Chicago has seen its fair share of Nuevo Flamenco with groups like El Payo debuting their self-titled album last year, and we’re definitely no strangers to jam-band inspired bluesy funksters a la Latina. Andrea Echeverri‘s solo work and Chicago’s very own, The Luna Blues Machine‘ sister-Cervantes crescendos are surely the closest contenders for the transcontinental, bilingual anthems of San Francisco folk-ska-flamenco frontwoman, Katalina Miletich. Starting it off right, “Préndela,” lights it up with all the synergy of a neo-Lila Downs, a Latin-jived Macy Grey, or a more authentic Nelly Furtado. In direct conversation with the suave zeal that reminds me of DePedro and La Vida Bohemia via California, I almost want to say I can even hear Sade in Miletich’s voice too.

While Spain set off its Occupation of the worlds plazas, “Squatters’ Song” echoes the dying middle class’s conflicted privilege and conflated identity with the rising lower class, as they find each other’s reflections strangely familiar. The rebelliousness in tracks like “Guerriller@s” speaks about opening pathways and hearts serving as compasses, leading away from the garish indictments that most folk and protest music dauntingly drifts towards. The musical prowess of the band can be compared to acts like Panteon Rococo and Chicago’s own ska-kings, Los Vicios de Papá. Puerto Rican bossa nova-fuzed reggae rocksters, Cultura Profetica should be billed with these guys for sure. Last year’s Señor Flavio release might be the only actual comparison, however, in terms of Semilla Caminante‘s wholesome danceability.

WIthout permission Miletich plants seeds like house parties and plays her ode to the Madrid protesters that started the Indignados movement, otherwise known as el Movimiento 15-M, which inspired the Occupy Wall Street copycats. What transpired at la Puerta del Sol would change the world forever, but instead of talking about armed revolts, the reformist politics of the movement are better captured in the very melodic and ecological approach found in LoCura’s remedy for social and economic unrest: camomile tea.The magical, remedying properties of “Manzanilla” extend beyond the medicinal and corporal to the ethereal concepts of identity as Miletich dedicates the song like much of LoCura’s aesthetic audience, ” los hybrids, mestizos y mezclados (the hybrids, Mestizos and mixed),” in her uniquely diaspora-conscious canto.

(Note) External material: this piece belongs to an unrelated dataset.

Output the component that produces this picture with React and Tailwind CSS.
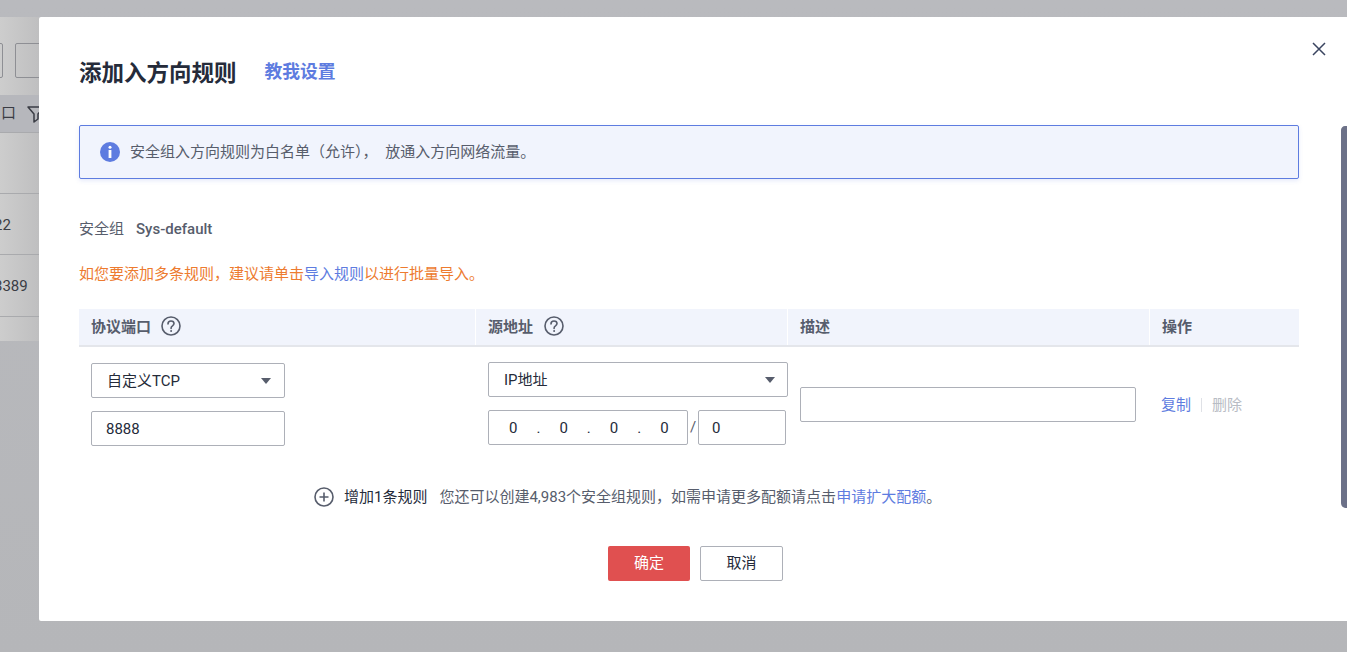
import React from "react";

function Help() {
  return (
    <svg width="20" height="20" viewBox="0 0 20 20" fill="none" className="shrink-0 mt-[-2px]">
      <circle cx="10" cy="10" r="9" stroke="#575d6c" strokeWidth="1.6" />
      <path d="M7 7.9c0-1.7 1.3-2.9 3-2.9s3 1.1 3 2.6c0 1.1-.7 1.7-1.5 2.3-.9.6-1.4 1.1-1.4 2v.5" stroke="#575d6c" strokeWidth="1.6" strokeLinecap="round" />
      <circle cx="10.1" cy="15.1" r="1" fill="#575d6c" />
    </svg>
  );
}

function Caret() {
  return <span className="w-0 h-0 border-l-[5px] border-r-[5px] border-t-[6px] border-l-transparent border-r-transparent border-t-[#575d6c]" />;
}

function Field({ className, children }) {
  return <div className={"flex items-center h-[35px] rounded-[2px] border border-[#adb0b8] bg-white text-[#252b3a] " + className}>{children}</div>;
}

export default function App() {
  return (
    <div className="relative w-[1347px] h-[652px] overflow-hidden bg-gradient-to-b from-[#b9babe] to-[#b5b6b9] text-[15px] text-[#575d6c] font-['Roboto','Noto_Sans_CJK_SC',sans-serif]">
      {/* dimmed page behind the dialog */}
      <div className="w-[39px] h-[652px] pt-[17px] overflow-hidden">
        <div className="w-[39px] h-[324px] bg-gradient-to-r from-[#cdcdcd] to-[#bfbfc0] flex flex-col overflow-hidden">
          <div className="h-[26px] shrink-0" />
          <div className="h-[35px] shrink-0 flex gap-[12px] ml-[-9px] w-[80px]">
            <div className="w-[12px] h-[35px] shrink-0 rounded-[2px] border border-[#8e8f94]" />
            <div className="w-[40px] h-[35px] shrink-0 rounded-[2px] border border-[#8e8f94]" />
          </div>
          <div className="h-[17px] shrink-0" />
          <div className="h-[38px] shrink-0 bg-[#b6b7bc] border-b border-[#a9aaad] flex items-center text-[#3a3c44] whitespace-nowrap">
            <span className="ml-[1px] w-[15px] shrink-0 overflow-hidden">口</span>
            <svg width="20" height="20" viewBox="0 0 20 20" fill="none" className="shrink-0 ml-[10px]">
              <path d="M2 3h16l-6 7v5l-4 3v-8z" stroke="#3a3c44" strokeWidth="1.5" strokeLinejoin="round" />
            </svg>
          </div>
          <div className="h-[61px] shrink-0 border-b border-[#a9aaad]" />
          <div className="h-[61px] shrink-0 border-b border-[#a9aaad] flex items-center text-[#3a3c44] pt-[2px]"><span className="ml-[-6px]">22</span></div>
          <div className="h-[62px] shrink-0 border-b border-[#a9aaad] flex items-center text-[#3a3c44] pt-[2px]"><span className="ml-[-6px]">3389</span></div>
        </div>
      </div>

      {/* dialog */}
      <div className="absolute left-[39px] top-[17px] w-[1308px] h-[604px] bg-white rounded-tl-[2px] rounded-bl-[2px] pl-[40px] flex flex-col">
        <svg width="14" height="14" viewBox="0 0 14 14" fill="none" className="absolute right-[21px] top-[25px]">
          <path d="M1 1l12 12M13 1L1 13" stroke="#3a4560" strokeWidth="1.5" />
        </svg>
        <svg className="absolute right-0 top-[109px]" width="6" height="382" viewBox="0 0 6 382">
          <path d="M6 0H4C1.8 0 0 1.8 0 4v373c0 3 2 5 6 5z" fill="#6c7188" />
        </svg>

        <div className="h-[34px] mt-[39px] flex items-center">
          <h1 className="text-[22.5px] leading-[34px] font-bold text-[#252b3a]">添加入方向规则</h1>
          <a className="ml-[28px] text-[17.8px] font-bold text-[#5e7ce0] mt-[-2px]">教我设置</a>
        </div>

        <div className="mt-[35px] w-[1220px] h-[54px] shrink-0 rounded-[2px] border border-[#5e7ce0] bg-[#f1f4fd] shadow-[0_2px_4px_rgba(94,124,224,0.15)] flex items-center pl-[20px]">
          <svg width="20" height="20" viewBox="0 0 20 20" className="shrink-0">
            <circle cx="10" cy="10" r="10" fill="#5e7ce0" />
            <circle cx="10" cy="5.3" r="1.5" fill="#fff" />
            <rect x="8.6" y="8" width="2.8" height="8" fill="#fff" />
          </svg>
          <span className="ml-[10px] text-[#575d6c] whitespace-nowrap">安全组入方向规则为白名单（允许）， <span className="ml-[4px]">放通入方向网络流量。</span></span>
        </div>

        <div className="mt-[39px] h-[22px] leading-[22px] flex items-center">
          <span>安全组</span>
          <span className="ml-[12px] font-medium">Sys-default</span>
        </div>

        <p className="mt-[23px] h-[22px] leading-[22px] text-[#ed7b2f]">
          如您要添加多条规则，建议请单击<a className="text-[#5e7ce0]">导入规则</a>以进行批量导入。
        </p>

        {/* table */}
        <div className="mt-[24px] w-[1220px] h-[38px] shrink-0 flex gap-[1px] font-bold text-[#575d6c] border-b-2 border-[#e4e6eb]">
          <div className="w-[396px] bg-[#f1f4fc] pl-[12px] flex items-center gap-[10px]"><span className="mt-[1px]">协议端口</span><Help /></div>
          <div className="w-[311px] bg-[#f1f4fc] pl-[12px] flex items-center gap-[11px]"><span className="mt-[1px]">源地址</span><Help /></div>
          <div className="w-[361px] bg-[#f1f4fc] pl-[12px] flex items-center"><span className="mt-[1px]">描述</span></div>
          <div className="flex-1 bg-[#f1f4fc] pl-[12px] flex items-center"><span className="mt-[1px]">操作</span></div>
        </div>

        <div className="w-[1220px] h-[100px] shrink-0 flex mt-[15px]">
          <div className="w-[397px] pl-[12px] flex flex-col gap-[13px] pt-[1px]">
            <Field className="w-[194px] pl-[15px] pr-[13px] justify-between"><span className="mt-[1px]">自定义TCP</span><Caret /></Field>
            <Field className="w-[194px] pl-[14px]"><span className="mt-[1px]">8888</span></Field>
          </div>
          <div className="w-[312px] pl-[12px] flex flex-col gap-[13px]">
            <Field className="w-[300px] pl-[15px] pr-[12px] justify-between"><span className="mt-[1px]">IP地址</span><Caret /></Field>
            <div className="flex items-center">
              <Field className="w-[200px] pl-[20px]">
                <span className="flex items-center gap-[19px] whitespace-nowrap mt-[1px]">
                  <span>0</span><span>.</span><span>0</span><span>.</span><span>0</span><span>.</span><span>0</span>
                </span>
              </Field>
              <span className="w-[10px] text-center text-[#575d6c]">/</span>
              <Field className="w-[88px] pl-[13px]"><span className="mt-[1px]">0</span></Field>
            </div>
          </div>
          <div className="w-[361px] pl-[12px] pt-[25px]">
            <Field className="w-[336px]" />
          </div>
          <div className="pl-[12px] pt-[32px] flex items-start h-[60px]">
            <a className="text-[#5e7ce0] leading-[22px]">复制</a>
            <span className="mx-[10px] mt-[4px] w-px h-[14px] bg-[#dfe1e6]" />
            <a className="text-[#b8bcc4] leading-[22px]">删除</a>
          </div>
        </div>

        <div className="mt-[24px] ml-[235px] h-[22px] flex items-center whitespace-nowrap">
          <svg width="20" height="20" viewBox="0 0 20 20" fill="none" className="shrink-0">
            <circle cx="10" cy="10" r="9" stroke="#575d6c" strokeWidth="1.6" />
            <path d="M10 5.5v9M5.5 10h9" stroke="#575d6c" strokeWidth="1.6" />
          </svg>
          <span className="ml-[10px] text-[#252b3a]">增加1条规则</span>
          <span className="ml-[12px]">您还可以创建4,983个安全组规则，如需申请更多配额请点击<a className="text-[#5e7ce0]">申请扩大配额</a>。</span>
        </div>

        <div className="mt-[38px] ml-[529px] flex gap-[10px]">
          <button className="w-[82px] h-[35px] rounded-[2px] bg-[#e05050] text-white">确定</button>
          <button className="w-[83px] h-[35px] rounded-[2px] border border-[#adb0b8] bg-white text-[#252b3a]">取消</button>
        </div>
      </div>
    </div>
  );
}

The end of “Te Sigo” carries out into an almost two minute rock steady, reggae vibe, easing away from vocal candor to another kind of communication all together. The music starts to speak the same heady and head-tripping cadence as the lyrics. “Reflections,” picks up from that quieted note and drives into a procession and soft, Tracy Chapman-esque moment that suddenly pounds out into a very rustic, almost Chavela Vargas growl. It’s the switches from Spanish to English, English to Spanish that add potency to each track. But this album doesn’t lull out into nothing by the end. Just wait until the final moments of “Reflections,” where LoCura unleashes its true self in alt rock riffs rivaling Santana’s psychedelics and Paco de Lucía in concert. The aggressive end to the album leaves you wanting more, and is quite possibly my favorite development of LoCura’s sonic occurrence.

Listening to LoCura is its own happening. I can only imagine what they’re like in live performances. This is academic chorus at its best. It’s poetic politics, it’s music for the armchair revolutionaries and hardcore activist. Semilla Caminante not only appeases any and all First World privilege but reminds that there still thrives a defiant spirit among the upper echelons and even more bite among the common people. Resistance doesn’t always have to be bland or trite, however I wish the album conveyed that same commitment to sonic experimentation. Perhaps in their future recordings we’ll hear more of their playfulness and inventiveness ooze forth. However, if you’re still a fan of granola and hippie-dippy alternative lifestyles, gringo-green-ism and globalism at large, then you’ll definitely be a fan of LoCura’s chameleon stylings.